Tick and Polly have never met their parents before. They live in the same house with them, they dream about them every night, they share the same flesh and blood, yet for some reason their parents have never found the time to visit them even once since they were born. Living in a dark corner of their parents' vast crumbling mansion, the children long for the day when they will finally be held in their mother's loving arms for the first time... But that day seems to never come. They worry their parents have long since forgotten about them.

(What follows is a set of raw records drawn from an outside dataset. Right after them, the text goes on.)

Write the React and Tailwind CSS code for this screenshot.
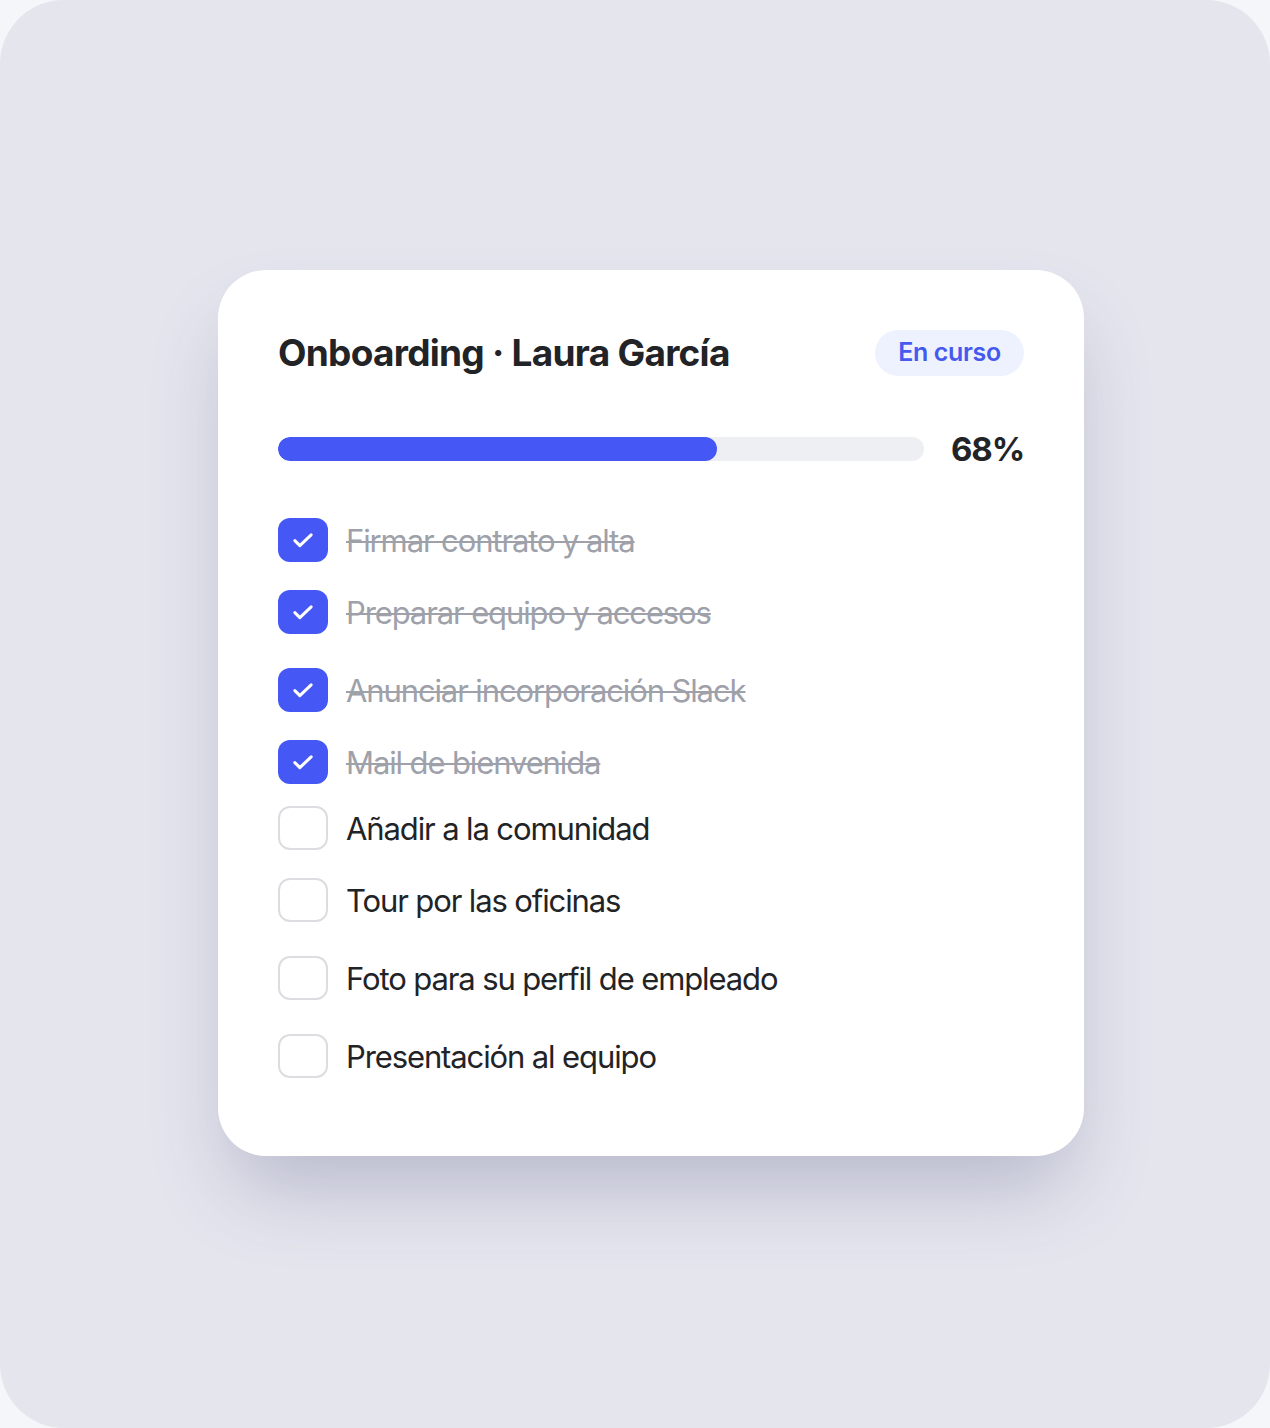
import React from 'react';

const tasks = [
    { label: 'Firmar contrato y alta', done: true, mt: 'mt-0' },
    { label: 'Preparar equipo y accesos', done: true, mt: 'mt-[28px]' },
    { label: 'Anunciar incorporación Slack', done: true, mt: 'mt-[34px]' },
    { label: 'Mail de bienvenida', done: true, mt: 'mt-[28px]' },
    { label: 'Añadir a la comunidad', done: false, mt: 'mt-[22px]' },
    { label: 'Tour por las oficinas', done: false, mt: 'mt-[28px]' },
    { label: 'Foto para su perfil de empleado', done: false, mt: 'mt-[34px]' },
    { label: 'Presentación al equipo', done: false, mt: 'mt-[34px]' },
];

const CheckIcon = () => (
    <svg width="28" height="28" viewBox="0 0 24 24" fill="none" stroke="white" strokeWidth="2.6" strokeLinecap="round" strokeLinejoin="round">
        <path d="M5 12.5l4.3 4.3L19 7.6" />
    </svg>
);

const App = () => {
    return (
        <div className="w-[1270px] h-[1428px] bg-[#f5f6f9] font-['Inter',sans-serif]">
            <div className="w-full h-full rounded-[64px] bg-[#e4e5ed] pl-[218px] pt-[270px]">
                <div className="w-[866px] h-[886px] bg-white rounded-[48px] shadow-[0_45px_80px_-15px_rgba(70,72,120,0.28)] px-[60px] pt-[60px]">
                    <div className="flex items-center justify-between h-[46px]">
                        <h1 className="text-[37px] font-bold tracking-[-0.02em] text-[#222326] leading-none -mt-[2px]">
                            Onboarding · Laura García
                        </h1>
                        <span className="h-[46px] w-[149px] rounded-full bg-[#edf2fe] text-[#4559ee] text-[25px] font-semibold tracking-[-0.015em] flex items-center justify-center">
                            En curso
                        </span>
                    </div>

                    <div className="flex items-center mt-[61px] h-[24px]">
                        <div className="w-[646px] h-[24px] rounded-full bg-[#eeeff2] overflow-hidden">
                            <div className="h-full rounded-full bg-[#4558f5]" style={{ width: '68%' }} />
                        </div>
                        <span className="ml-auto text-[33px] font-bold tracking-[-0.035em] text-[#222326] leading-none">68%</span>
                    </div>

                    <div className="flex flex-col mt-[57px]">
                        {tasks.map((t) => (
                            <div key={t.label} className={`flex items-center h-[44px] ${t.mt}`}>
                                {t.done ? (
                                    <div className="w-[50px] h-[44px] rounded-[12px] bg-[#4558f5] flex items-center justify-center shrink-0">
                                        <CheckIcon />
                                    </div>
                                ) : (
                                    <div className="w-[50px] h-[44px] rounded-[12px] border-2 border-[#dcdde1] bg-white shrink-0" />
                                )}
                                <span
                                    className={`ml-[18px] text-[31px] tracking-[-0.036em] leading-none ${
                                        t.done
                                            ? 'text-[#9ea1aa] line-through decoration-[2px]'
                                            : 'text-[#222326]'
                                    }`}
                                >
                                    {t.label}
                                </span>
                            </div>
                        ))}
                    </div>
                </div>
            </div>
        </div>
    );
};

export default App;
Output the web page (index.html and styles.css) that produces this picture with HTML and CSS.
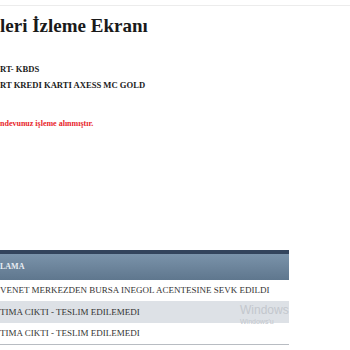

When the machines that provide them with food and water stop functioning, the children are forced to venture out of the nursery to find their parents on their own. But the rest of the house is much larger and stranger than they ever could have imagined. The maze-like hallways are dark and seem to go on forever, deranged creatures lurk in every shadow, and the bodies of long-dead children litter the abandoned storerooms. Every minute out of the nursery is a constant battle for survival. And the deeper into the house they go, the more they must unravel the mysteries surrounding their past and the world they've grown up in, if they ever hope to meet the parents they've always longed to see.
Like a survival horror rendition of Flowers in the Attic, Carlton Mellick III's Quicksand House is his most gripping and sincere work to date.
Carlton Mellick III (born 1977) is an American author currently residing in Portland, Oregon. He is best known as one of the leading authors in the 'Bizarro' movement in underground literature.
Mellick's work has been described as a combination of trashy schlock sci-fi/horror and postmodern literary art. His novels explore surreal versions of earth in contemporary society and imagined futures, commonly focusing on social absurdities and satire.